■ Problem details: Reproduce from the records below, with no pictures, exactly the lines between the one containing "Reproduce this screenshot" and the one containing "const hosp = (n: string)", inclusive.

■ Given records:
···
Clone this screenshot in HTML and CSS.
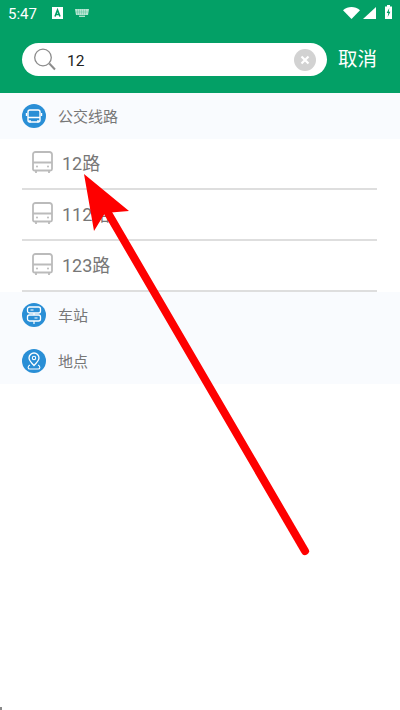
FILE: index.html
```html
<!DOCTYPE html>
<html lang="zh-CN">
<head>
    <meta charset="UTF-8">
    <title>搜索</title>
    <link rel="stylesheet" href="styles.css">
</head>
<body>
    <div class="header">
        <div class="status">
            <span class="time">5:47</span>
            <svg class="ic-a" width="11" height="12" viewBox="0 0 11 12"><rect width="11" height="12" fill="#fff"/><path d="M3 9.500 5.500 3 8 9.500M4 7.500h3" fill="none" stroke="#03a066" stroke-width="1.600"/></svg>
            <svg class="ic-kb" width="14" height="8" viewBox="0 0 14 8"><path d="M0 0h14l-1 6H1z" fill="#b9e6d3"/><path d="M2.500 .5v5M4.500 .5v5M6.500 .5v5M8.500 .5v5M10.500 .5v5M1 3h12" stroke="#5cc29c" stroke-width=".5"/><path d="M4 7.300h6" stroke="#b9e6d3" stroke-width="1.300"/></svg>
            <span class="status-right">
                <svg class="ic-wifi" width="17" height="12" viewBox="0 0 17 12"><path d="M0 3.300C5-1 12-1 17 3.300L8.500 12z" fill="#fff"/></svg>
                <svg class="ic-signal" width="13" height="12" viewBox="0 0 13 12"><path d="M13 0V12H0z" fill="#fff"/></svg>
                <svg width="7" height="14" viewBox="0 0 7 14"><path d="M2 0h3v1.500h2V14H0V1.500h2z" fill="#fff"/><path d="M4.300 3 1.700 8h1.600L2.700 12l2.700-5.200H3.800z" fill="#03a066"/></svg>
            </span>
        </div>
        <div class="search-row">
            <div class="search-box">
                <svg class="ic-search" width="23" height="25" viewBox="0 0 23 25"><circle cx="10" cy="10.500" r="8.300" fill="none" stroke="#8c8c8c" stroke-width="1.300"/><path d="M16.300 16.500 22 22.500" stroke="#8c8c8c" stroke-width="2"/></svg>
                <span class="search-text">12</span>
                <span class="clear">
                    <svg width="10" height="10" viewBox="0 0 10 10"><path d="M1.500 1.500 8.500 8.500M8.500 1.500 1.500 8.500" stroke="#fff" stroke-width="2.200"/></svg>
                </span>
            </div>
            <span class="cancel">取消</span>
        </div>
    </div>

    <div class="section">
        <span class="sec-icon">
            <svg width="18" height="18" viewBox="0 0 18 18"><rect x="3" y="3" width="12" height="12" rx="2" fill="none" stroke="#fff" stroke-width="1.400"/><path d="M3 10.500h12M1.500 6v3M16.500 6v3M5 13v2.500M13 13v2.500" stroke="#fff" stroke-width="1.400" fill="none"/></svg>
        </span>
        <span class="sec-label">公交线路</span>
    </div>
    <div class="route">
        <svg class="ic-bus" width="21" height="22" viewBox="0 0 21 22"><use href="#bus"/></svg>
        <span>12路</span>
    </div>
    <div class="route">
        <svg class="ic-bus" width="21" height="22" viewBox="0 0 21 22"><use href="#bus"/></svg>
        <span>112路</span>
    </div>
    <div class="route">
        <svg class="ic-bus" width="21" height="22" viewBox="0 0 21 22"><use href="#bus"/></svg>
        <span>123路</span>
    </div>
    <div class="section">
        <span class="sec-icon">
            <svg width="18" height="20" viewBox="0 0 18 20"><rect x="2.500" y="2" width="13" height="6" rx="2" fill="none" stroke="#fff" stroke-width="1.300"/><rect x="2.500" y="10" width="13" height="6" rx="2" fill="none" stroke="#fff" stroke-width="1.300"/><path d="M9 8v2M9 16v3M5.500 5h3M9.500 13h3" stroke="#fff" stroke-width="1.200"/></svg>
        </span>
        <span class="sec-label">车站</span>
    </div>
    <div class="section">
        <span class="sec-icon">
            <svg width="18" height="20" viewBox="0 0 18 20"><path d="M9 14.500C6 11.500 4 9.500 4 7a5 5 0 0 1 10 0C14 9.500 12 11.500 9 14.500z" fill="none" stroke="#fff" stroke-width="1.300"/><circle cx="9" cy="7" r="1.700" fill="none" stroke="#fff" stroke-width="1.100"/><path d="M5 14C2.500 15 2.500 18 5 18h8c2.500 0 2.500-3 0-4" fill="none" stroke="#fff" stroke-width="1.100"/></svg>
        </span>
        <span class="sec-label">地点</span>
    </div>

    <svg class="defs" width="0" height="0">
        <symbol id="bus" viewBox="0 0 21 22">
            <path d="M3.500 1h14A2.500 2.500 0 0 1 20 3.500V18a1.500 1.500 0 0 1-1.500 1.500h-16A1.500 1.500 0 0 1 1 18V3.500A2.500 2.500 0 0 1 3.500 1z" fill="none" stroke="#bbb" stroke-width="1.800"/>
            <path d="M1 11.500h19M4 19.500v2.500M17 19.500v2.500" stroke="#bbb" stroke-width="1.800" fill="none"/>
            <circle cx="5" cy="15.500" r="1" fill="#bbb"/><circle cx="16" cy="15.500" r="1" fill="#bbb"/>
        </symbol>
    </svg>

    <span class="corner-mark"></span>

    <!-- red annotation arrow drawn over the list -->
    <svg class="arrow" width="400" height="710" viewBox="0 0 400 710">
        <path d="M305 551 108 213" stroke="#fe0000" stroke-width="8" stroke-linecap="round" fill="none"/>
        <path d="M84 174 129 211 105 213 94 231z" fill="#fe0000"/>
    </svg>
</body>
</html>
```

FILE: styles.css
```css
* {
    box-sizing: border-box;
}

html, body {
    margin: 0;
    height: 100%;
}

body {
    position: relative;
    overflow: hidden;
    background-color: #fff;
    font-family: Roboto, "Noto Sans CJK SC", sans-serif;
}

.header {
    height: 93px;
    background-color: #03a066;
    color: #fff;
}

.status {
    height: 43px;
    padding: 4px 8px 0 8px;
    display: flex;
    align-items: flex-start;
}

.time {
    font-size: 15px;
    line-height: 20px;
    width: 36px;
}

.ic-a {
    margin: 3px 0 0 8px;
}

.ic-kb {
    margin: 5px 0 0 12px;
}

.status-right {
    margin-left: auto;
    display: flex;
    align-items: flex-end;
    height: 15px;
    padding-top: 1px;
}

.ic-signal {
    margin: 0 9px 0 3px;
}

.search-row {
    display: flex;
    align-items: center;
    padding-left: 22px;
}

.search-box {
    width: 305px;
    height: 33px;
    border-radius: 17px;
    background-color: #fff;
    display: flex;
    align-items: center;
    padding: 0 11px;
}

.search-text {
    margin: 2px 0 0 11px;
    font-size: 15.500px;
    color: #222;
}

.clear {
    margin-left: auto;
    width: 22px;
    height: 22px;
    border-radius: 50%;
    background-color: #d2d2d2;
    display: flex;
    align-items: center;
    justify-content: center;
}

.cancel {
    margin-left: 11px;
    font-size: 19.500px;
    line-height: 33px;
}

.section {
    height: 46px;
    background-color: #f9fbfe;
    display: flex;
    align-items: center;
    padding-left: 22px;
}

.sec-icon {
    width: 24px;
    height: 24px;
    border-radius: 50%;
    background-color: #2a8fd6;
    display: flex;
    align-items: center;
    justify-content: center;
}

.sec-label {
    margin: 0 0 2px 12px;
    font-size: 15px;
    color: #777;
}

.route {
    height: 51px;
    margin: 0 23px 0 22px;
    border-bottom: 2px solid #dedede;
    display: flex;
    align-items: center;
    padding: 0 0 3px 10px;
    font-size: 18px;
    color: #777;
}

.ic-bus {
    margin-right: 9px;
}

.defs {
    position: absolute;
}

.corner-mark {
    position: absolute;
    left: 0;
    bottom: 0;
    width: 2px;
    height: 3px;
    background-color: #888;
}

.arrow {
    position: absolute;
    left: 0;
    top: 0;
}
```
···
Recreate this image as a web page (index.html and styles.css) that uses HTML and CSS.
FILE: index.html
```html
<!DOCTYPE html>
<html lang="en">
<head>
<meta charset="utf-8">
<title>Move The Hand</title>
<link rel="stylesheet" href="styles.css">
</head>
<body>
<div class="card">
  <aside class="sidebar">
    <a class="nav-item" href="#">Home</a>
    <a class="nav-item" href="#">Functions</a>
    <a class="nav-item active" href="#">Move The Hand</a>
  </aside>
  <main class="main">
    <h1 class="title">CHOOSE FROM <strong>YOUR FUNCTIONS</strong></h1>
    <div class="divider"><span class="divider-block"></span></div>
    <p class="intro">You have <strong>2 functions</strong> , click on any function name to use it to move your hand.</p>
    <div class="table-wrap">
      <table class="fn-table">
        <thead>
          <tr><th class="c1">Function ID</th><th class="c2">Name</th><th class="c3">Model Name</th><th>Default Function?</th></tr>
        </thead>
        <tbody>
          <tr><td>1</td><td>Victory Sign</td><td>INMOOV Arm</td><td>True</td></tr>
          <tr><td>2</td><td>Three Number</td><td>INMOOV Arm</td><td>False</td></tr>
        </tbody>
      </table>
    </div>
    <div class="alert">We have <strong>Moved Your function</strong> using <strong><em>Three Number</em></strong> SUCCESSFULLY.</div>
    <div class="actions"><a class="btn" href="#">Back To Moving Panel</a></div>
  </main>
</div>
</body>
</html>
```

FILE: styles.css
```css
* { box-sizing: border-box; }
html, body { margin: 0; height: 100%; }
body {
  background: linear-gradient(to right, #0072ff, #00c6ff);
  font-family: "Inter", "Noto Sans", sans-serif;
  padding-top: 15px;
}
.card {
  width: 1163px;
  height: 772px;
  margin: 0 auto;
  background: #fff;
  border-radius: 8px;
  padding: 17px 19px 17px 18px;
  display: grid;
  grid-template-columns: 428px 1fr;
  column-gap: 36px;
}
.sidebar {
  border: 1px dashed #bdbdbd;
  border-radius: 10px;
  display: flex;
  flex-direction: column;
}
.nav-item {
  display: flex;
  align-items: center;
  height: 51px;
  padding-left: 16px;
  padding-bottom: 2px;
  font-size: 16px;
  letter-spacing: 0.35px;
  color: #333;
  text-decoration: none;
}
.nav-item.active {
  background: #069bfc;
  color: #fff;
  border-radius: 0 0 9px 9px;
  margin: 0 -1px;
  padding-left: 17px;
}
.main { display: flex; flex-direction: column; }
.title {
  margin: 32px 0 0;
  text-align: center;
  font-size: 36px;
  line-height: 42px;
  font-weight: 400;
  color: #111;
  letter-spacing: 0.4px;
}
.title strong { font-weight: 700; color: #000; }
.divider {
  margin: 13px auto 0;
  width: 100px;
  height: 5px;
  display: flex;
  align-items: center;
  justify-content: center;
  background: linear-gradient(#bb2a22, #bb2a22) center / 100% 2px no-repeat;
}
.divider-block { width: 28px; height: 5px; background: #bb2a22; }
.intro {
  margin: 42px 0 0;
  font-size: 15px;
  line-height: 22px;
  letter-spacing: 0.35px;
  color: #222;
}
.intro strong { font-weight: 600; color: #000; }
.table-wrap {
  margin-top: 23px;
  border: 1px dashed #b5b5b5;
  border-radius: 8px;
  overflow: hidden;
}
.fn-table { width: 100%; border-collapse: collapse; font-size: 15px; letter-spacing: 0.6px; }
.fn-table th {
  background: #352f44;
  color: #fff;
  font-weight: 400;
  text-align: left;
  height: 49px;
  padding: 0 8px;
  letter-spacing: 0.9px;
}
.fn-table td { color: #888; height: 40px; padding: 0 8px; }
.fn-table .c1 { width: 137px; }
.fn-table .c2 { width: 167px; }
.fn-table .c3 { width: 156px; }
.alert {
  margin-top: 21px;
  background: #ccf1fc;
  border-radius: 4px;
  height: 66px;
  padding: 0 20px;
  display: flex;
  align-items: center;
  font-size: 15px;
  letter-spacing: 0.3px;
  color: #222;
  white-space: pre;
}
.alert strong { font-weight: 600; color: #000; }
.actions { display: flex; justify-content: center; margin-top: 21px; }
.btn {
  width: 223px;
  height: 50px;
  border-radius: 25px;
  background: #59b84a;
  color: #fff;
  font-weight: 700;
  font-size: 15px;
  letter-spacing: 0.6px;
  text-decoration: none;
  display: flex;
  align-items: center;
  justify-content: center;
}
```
···
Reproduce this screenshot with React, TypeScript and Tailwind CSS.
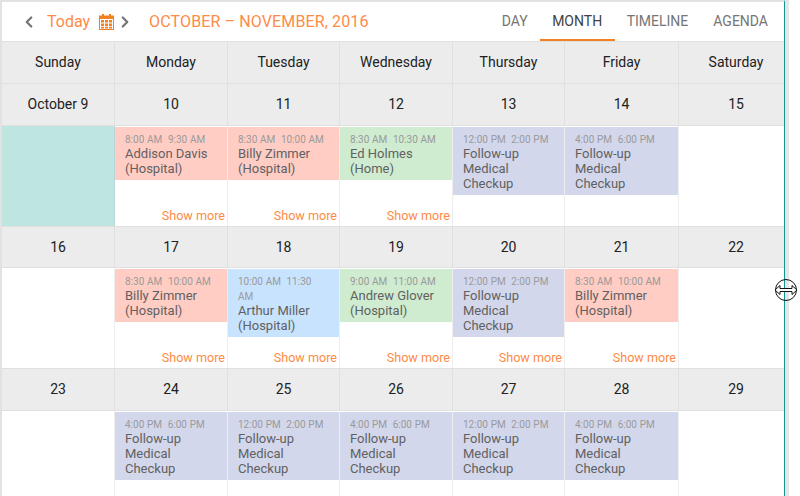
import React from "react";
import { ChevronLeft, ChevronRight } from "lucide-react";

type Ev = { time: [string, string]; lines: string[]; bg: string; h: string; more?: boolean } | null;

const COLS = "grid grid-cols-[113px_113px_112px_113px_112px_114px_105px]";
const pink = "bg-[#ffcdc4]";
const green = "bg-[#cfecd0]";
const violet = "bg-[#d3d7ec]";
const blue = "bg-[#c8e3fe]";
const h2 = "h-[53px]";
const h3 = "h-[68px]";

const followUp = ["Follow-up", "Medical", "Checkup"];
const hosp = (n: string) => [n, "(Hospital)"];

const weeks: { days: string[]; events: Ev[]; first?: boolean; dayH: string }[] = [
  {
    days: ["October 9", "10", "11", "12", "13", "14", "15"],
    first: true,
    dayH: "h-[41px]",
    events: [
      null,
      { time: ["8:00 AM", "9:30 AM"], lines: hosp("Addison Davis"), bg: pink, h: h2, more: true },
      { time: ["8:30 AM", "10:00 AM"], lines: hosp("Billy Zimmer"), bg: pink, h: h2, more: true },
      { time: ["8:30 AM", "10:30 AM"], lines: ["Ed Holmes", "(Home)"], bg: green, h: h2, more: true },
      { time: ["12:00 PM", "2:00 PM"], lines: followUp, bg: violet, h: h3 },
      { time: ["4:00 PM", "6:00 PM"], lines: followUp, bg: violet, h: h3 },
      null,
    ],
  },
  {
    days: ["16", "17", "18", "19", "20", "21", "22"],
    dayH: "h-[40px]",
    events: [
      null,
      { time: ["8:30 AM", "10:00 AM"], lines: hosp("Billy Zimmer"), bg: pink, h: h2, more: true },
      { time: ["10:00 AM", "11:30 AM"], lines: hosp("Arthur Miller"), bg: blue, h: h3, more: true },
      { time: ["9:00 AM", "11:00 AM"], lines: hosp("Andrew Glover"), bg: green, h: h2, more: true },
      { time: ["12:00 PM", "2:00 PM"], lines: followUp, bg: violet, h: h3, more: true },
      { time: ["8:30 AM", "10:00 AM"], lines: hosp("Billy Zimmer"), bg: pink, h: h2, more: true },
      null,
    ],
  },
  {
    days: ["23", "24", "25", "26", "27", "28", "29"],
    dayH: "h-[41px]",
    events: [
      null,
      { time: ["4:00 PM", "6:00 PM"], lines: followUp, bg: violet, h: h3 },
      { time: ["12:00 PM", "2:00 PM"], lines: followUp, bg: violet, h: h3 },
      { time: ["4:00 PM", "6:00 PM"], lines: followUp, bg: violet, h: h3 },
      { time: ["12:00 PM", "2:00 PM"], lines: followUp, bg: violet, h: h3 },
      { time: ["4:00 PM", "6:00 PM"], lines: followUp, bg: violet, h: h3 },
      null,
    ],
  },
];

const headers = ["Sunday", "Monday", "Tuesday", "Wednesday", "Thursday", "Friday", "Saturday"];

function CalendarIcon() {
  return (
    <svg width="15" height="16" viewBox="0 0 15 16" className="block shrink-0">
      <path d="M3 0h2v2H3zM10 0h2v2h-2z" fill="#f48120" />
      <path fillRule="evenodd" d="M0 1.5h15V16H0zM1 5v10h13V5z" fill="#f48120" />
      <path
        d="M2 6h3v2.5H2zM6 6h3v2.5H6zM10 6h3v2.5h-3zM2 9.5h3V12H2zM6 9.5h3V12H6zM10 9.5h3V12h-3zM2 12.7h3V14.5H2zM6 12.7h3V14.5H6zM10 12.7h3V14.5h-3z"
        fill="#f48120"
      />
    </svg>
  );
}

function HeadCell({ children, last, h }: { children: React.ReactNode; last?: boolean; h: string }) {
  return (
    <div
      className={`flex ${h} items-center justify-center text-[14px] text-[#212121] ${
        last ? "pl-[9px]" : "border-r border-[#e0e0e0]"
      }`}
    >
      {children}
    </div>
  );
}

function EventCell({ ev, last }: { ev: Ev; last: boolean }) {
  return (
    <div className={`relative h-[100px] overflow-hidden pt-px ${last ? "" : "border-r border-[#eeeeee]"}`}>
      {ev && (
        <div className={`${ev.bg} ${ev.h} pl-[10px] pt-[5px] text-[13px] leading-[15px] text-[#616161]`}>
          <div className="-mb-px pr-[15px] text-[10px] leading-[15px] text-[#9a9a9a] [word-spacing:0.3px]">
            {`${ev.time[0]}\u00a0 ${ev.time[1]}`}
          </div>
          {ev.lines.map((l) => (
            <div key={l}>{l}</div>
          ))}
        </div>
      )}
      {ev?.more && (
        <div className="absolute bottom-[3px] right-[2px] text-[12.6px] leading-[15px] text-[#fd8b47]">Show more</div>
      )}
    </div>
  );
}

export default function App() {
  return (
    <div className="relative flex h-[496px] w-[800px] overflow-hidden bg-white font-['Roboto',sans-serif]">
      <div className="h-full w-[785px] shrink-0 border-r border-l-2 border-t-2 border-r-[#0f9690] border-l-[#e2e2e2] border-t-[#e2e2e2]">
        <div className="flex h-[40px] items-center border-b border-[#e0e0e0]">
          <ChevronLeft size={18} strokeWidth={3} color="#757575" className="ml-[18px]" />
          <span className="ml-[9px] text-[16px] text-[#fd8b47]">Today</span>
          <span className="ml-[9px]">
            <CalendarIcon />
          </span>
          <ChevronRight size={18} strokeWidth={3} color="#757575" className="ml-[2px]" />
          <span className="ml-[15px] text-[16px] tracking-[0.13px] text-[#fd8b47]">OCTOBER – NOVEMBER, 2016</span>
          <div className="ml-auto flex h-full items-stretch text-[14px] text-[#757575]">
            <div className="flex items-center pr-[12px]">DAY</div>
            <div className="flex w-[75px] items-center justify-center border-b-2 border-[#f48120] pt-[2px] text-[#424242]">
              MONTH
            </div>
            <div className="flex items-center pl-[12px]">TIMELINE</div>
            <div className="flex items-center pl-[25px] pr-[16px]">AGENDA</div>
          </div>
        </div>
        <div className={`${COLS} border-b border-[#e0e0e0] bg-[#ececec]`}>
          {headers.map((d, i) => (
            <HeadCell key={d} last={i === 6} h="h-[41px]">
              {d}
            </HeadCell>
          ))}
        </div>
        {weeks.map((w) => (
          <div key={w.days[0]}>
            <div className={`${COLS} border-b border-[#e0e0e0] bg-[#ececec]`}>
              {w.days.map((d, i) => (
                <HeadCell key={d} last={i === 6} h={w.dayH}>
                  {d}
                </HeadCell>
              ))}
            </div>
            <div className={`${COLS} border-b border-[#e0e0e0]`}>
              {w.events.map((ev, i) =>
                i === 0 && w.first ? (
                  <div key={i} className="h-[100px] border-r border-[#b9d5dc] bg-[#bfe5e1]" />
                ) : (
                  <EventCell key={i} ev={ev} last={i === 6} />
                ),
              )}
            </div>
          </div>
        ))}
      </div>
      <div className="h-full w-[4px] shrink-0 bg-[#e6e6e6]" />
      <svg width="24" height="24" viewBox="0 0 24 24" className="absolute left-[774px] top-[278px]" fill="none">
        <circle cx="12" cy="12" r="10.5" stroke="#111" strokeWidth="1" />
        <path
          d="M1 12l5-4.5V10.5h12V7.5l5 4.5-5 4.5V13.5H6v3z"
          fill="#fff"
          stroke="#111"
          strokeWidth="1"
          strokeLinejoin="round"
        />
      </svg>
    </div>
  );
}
···
■ Task solution:
Reproduce this screenshot with React, TypeScript and Tailwind CSS.
import React from "react";
import { ChevronLeft, ChevronRight } from "lucide-react";

type Ev = { time: [string, string]; lines: string[]; bg: string; h: string; more?: boolean } | null;

const COLS = "grid grid-cols-[113px_113px_112px_113px_112px_114px_105px]";
const pink = "bg-[#ffcdc4]";
const green = "bg-[#cfecd0]";
const violet = "bg-[#d3d7ec]";
const blue = "bg-[#c8e3fe]";
const h2 = "h-[53px]";
const h3 = "h-[68px]";

const followUp = ["Follow-up", "Medical", "Checkup"];
const hosp = (n: string) => [n, "(Hospital)"];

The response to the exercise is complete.